Collected material:
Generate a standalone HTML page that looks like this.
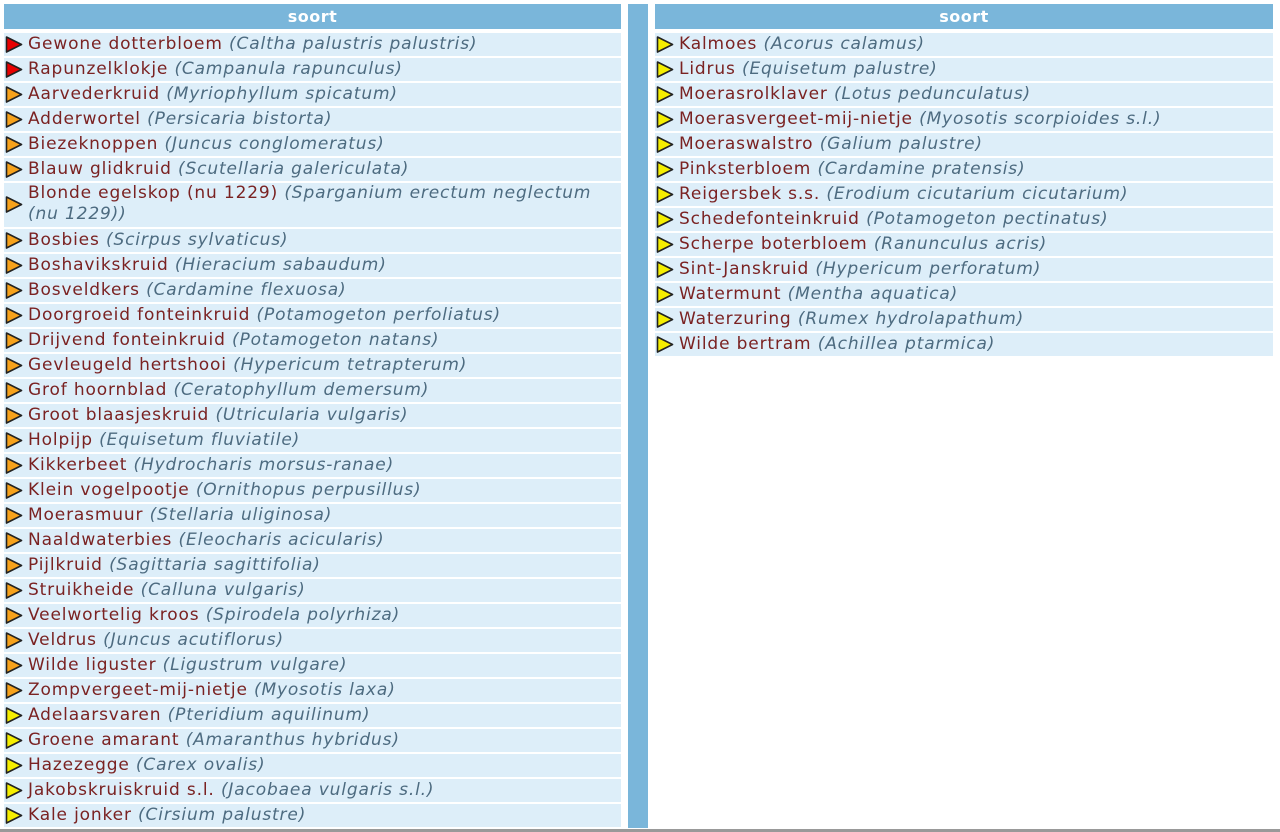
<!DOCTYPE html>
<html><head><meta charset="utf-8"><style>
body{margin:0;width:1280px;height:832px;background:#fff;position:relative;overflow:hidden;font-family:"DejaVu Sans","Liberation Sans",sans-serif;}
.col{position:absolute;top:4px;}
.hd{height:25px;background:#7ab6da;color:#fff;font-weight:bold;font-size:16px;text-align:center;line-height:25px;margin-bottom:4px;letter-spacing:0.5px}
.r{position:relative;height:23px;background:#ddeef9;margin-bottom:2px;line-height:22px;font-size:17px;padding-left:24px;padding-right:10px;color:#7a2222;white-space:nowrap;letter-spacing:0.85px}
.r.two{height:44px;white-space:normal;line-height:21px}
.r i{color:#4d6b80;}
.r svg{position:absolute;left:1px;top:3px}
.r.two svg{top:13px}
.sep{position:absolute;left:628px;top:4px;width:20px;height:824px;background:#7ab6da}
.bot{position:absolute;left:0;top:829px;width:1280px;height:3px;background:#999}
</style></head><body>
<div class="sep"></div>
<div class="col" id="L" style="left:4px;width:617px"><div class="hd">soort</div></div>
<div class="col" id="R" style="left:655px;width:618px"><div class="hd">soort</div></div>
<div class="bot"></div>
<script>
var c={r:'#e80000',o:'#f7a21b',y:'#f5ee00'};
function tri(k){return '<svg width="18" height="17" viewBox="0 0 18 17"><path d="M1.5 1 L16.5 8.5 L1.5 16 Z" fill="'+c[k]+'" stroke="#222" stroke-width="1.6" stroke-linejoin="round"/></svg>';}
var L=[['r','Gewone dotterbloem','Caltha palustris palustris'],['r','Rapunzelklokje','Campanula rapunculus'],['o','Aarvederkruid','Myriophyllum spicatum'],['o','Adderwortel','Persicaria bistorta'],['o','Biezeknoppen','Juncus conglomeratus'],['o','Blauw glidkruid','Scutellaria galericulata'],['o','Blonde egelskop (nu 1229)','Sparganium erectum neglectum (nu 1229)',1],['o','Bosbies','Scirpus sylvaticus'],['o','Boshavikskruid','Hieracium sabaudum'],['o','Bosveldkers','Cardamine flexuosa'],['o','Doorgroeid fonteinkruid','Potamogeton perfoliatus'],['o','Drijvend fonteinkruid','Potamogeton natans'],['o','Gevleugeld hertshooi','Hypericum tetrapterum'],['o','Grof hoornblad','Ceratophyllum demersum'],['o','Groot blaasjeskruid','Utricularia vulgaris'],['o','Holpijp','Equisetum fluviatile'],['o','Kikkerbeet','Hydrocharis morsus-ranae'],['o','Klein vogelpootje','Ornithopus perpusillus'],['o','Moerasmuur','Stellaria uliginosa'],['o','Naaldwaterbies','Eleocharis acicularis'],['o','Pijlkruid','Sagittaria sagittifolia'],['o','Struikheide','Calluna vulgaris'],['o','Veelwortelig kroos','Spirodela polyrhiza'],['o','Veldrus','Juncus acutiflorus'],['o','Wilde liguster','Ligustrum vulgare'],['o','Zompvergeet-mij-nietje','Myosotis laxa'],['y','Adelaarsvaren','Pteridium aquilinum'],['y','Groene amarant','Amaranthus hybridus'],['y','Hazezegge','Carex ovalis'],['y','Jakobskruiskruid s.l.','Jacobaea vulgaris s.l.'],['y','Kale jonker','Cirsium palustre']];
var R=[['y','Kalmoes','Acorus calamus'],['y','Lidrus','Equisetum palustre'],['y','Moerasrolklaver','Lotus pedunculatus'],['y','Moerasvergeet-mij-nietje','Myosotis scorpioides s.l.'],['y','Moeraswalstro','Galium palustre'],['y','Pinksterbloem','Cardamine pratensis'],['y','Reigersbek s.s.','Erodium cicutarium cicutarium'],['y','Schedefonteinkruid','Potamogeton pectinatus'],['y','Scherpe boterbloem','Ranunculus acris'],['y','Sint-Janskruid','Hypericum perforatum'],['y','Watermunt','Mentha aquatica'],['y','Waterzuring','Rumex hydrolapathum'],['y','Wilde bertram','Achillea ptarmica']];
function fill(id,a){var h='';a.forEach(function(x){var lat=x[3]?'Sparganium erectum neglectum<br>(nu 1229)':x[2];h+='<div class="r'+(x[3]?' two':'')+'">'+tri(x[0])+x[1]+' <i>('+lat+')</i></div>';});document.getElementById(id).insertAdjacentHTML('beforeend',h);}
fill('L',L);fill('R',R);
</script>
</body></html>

Written exercise: Quote all the lines above exactly as given. Do not include the pictures.

Full solution:
Generate a standalone HTML page that looks like this.
<!DOCTYPE html>
<html><head><meta charset="utf-8"><style>
body{margin:0;width:1280px;height:832px;background:#fff;position:relative;overflow:hidden;font-family:"DejaVu Sans","Liberation Sans",sans-serif;}
.col{position:absolute;top:4px;}
.hd{height:25px;background:#7ab6da;color:#fff;font-weight:bold;font-size:16px;text-align:center;line-height:25px;margin-bottom:4px;letter-spacing:0.5px}
.r{position:relative;height:23px;background:#ddeef9;margin-bottom:2px;line-height:22px;font-size:17px;padding-left:24px;padding-right:10px;color:#7a2222;white-space:nowrap;letter-spacing:0.85px}
.r.two{height:44px;white-space:normal;line-height:21px}
.r i{color:#4d6b80;}
.r svg{position:absolute;left:1px;top:3px}
.r.two svg{top:13px}
.sep{position:absolute;left:628px;top:4px;width:20px;height:824px;background:#7ab6da}
.bot{position:absolute;left:0;top:829px;width:1280px;height:3px;background:#999}
</style></head><body>
<div class="sep"></div>
<div class="col" id="L" style="left:4px;width:617px"><div class="hd">soort</div></div>
<div class="col" id="R" style="left:655px;width:618px"><div class="hd">soort</div></div>
<div class="bot"></div>
<script>
var c={r:'#e80000',o:'#f7a21b',y:'#f5ee00'};
function tri(k){return '<svg width="18" height="17" viewBox="0 0 18 17"><path d="M1.5 1 L16.5 8.5 L1.5 16 Z" fill="'+c[k]+'" stroke="#222" stroke-width="1.6" stroke-linejoin="round"/></svg>';}
var L=[['r','Gewone dotterbloem','Caltha palustris palustris'],['r','Rapunzelklokje','Campanula rapunculus'],['o','Aarvederkruid','Myriophyllum spicatum'],['o','Adderwortel','Persicaria bistorta'],['o','Biezeknoppen','Juncus conglomeratus'],['o','Blauw glidkruid','Scutellaria galericulata'],['o','Blonde egelskop (nu 1229)','Sparganium erectum neglectum (nu 1229)',1],['o','Bosbies','Scirpus sylvaticus'],['o','Boshavikskruid','Hieracium sabaudum'],['o','Bosveldkers','Cardamine flexuosa'],['o','Doorgroeid fonteinkruid','Potamogeton perfoliatus'],['o','Drijvend fonteinkruid','Potamogeton natans'],['o','Gevleugeld hertshooi','Hypericum tetrapterum'],['o','Grof hoornblad','Ceratophyllum demersum'],['o','Groot blaasjeskruid','Utricularia vulgaris'],['o','Holpijp','Equisetum fluviatile'],['o','Kikkerbeet','Hydrocharis morsus-ranae'],['o','Klein vogelpootje','Ornithopus perpusillus'],['o','Moerasmuur','Stellaria uliginosa'],['o','Naaldwaterbies','Eleocharis acicularis'],['o','Pijlkruid','Sagittaria sagittifolia'],['o','Struikheide','Calluna vulgaris'],['o','Veelwortelig kroos','Spirodela polyrhiza'],['o','Veldrus','Juncus acutiflorus'],['o','Wilde liguster','Ligustrum vulgare'],['o','Zompvergeet-mij-nietje','Myosotis laxa'],['y','Adelaarsvaren','Pteridium aquilinum'],['y','Groene amarant','Amaranthus hybridus'],['y','Hazezegge','Carex ovalis'],['y','Jakobskruiskruid s.l.','Jacobaea vulgaris s.l.'],['y','Kale jonker','Cirsium palustre']];
var R=[['y','Kalmoes','Acorus calamus'],['y','Lidrus','Equisetum palustre'],['y','Moerasrolklaver','Lotus pedunculatus'],['y','Moerasvergeet-mij-nietje','Myosotis scorpioides s.l.'],['y','Moeraswalstro','Galium palustre'],['y','Pinksterbloem','Cardamine pratensis'],['y','Reigersbek s.s.','Erodium cicutarium cicutarium'],['y','Schedefonteinkruid','Potamogeton pectinatus'],['y','Scherpe boterbloem','Ranunculus acris'],['y','Sint-Janskruid','Hypericum perforatum'],['y','Watermunt','Mentha aquatica'],['y','Waterzuring','Rumex hydrolapathum'],['y','Wilde bertram','Achillea ptarmica']];
function fill(id,a){var h='';a.forEach(function(x){var lat=x[3]?'Sparganium erectum neglectum<br>(nu 1229)':x[2];h+='<div class="r'+(x[3]?' two':'')+'">'+tri(x[0])+x[1]+' <i>('+lat+')</i></div>';});document.getElementById(id).insertAdjacentHTML('beforeend',h);}
fill('L',L);fill('R',R);
</script>
</body></html>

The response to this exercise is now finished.